Terminal showing no linting errors or warnings after automatically fixed indentation
Automatically fixing indent issues during commit

We can see that again, our linting issues were automatically fixed, the changes were added again, and we successfully committed!

Note: we’re using git add -A . to add all of our files after fixing them with the linter. While this generally works, if you leave a bunch of files changed without planning on committing them, it may lead to accidental commits. I highly recommend you check out lint-staged as I note below.

Follow along with the commit!

What can we do next?

Only run linting on files that were changed

When we run our linter, it’s running on all files. While generally this is fine, as our project grows, it starts to take longer to complete.

Additionally, we may start to make changes to files that are out of scope of our current work, which makes code reviews difficult for the reviewer.

We can use lint-staged along with our Husky Git hook which will allow us to pass the files that changed as an argument into our linter, that way it only runs on those files.

It will additionally only save those files, avoiding accidentally adding new files to a commit that weren’t intended.

Customizing your ESLint config

There are a ton of rules and also a lot of other opinionated ESLint configs that you can use to extend your linting.
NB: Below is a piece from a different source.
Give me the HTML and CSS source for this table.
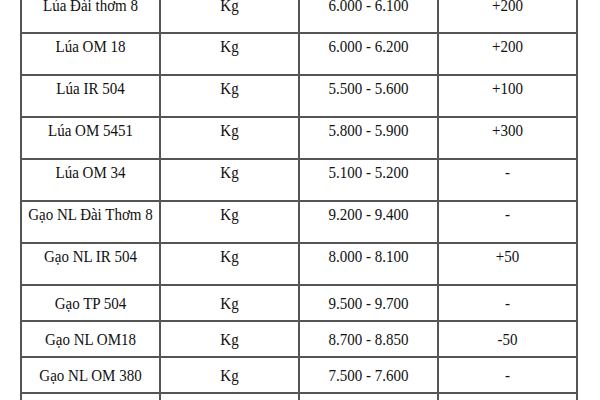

For example, AirBnB makes their ESLint rules available as a package you can install and add to your configuration. There’s also packages like semistandard (semicolons ftw 👀) that provide highly opinionated, but easy to use configs.

Explore what’s out there and play around, but remember, these are always things you can change as you go along, they don’t have to be perfect the first time you set it up.

Using Prettier as a formatter

A lot of people like using Prettier for good reason for formatting code. The opinionated configuration is well-liked and it does a really great job at processing the formatting changes.

The good news is you can use the Prettier ESLint config to make them work together side-by-side!